I have a working spayed alpha Maremma. She had a history of being a “social” dog until her guarding instincts forced her to look for another line of work and at 4 years of age I adopted her. As you know Maremmas are intelligent. After two long years of training she does her job well. I have her in my fields and she watches over my alpacas. The fences between the fields are a joke to her as she goes under them in a wink of an eye. To date she has chosen not to go under the perimeter fences. I want to keep it that way. Is there any way I can reinforce her choice not to go under these perimeter fences? I foresee a problem in that my one and only neighbour has been caught lunging aggressively towards her, on my property at the fence line. – Sue M.

Hi Sue,

This is one of those breeds that is very cool but very wrong for anybody that doesn’t have a pile of sheep, alpaca, goats etc. to protect from coyotes, wolves, cougars, bears and goof ball neighbours. You don’t train them. You bond them with the livestock pretty much from birth. They’re supposed to protect their wards and expect humans to get and stay out of the way. Yes they’re very smart but not sit, down, stay smart. They’re smart enough to know they don’t need a human being hanging around telling them how to do their job.

They are one of a handful of Livestock Guardian Dogs (LGD). They are bonded with and then left alone for days at a time with a flock in the mountain meadows.
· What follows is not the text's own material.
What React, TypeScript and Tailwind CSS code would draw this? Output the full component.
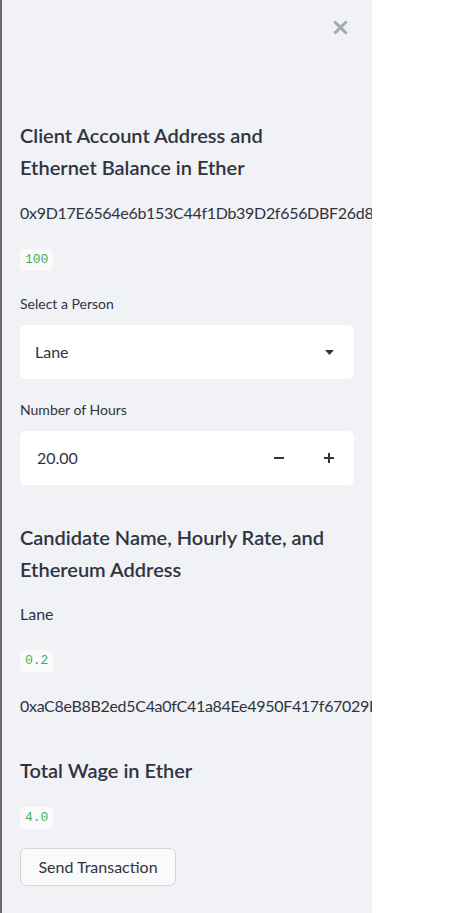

They are used by ranchers in areas where coyotes and wolves are a problem and the stock would otherwise be without protection. They’ve been used in Africa to protect the goats of villages from being eaten by cheetahs, when they were trying to build the cheetah population up. Otherwise the villagers kept killing the cheetahs as the villagers figured, a goat in the hand beats a cheetah in the bush.

They’re darn good at it and make poor pets for most people as once they hit adulthood if there is no flock to herd then it’s you and the kids that are going to be protected and I’ll tell you I’d rather face a ticked off German Shepherd then a LGD thinking it needs to protect its family. A German Shepherd, is regular military, a LGD is special forces.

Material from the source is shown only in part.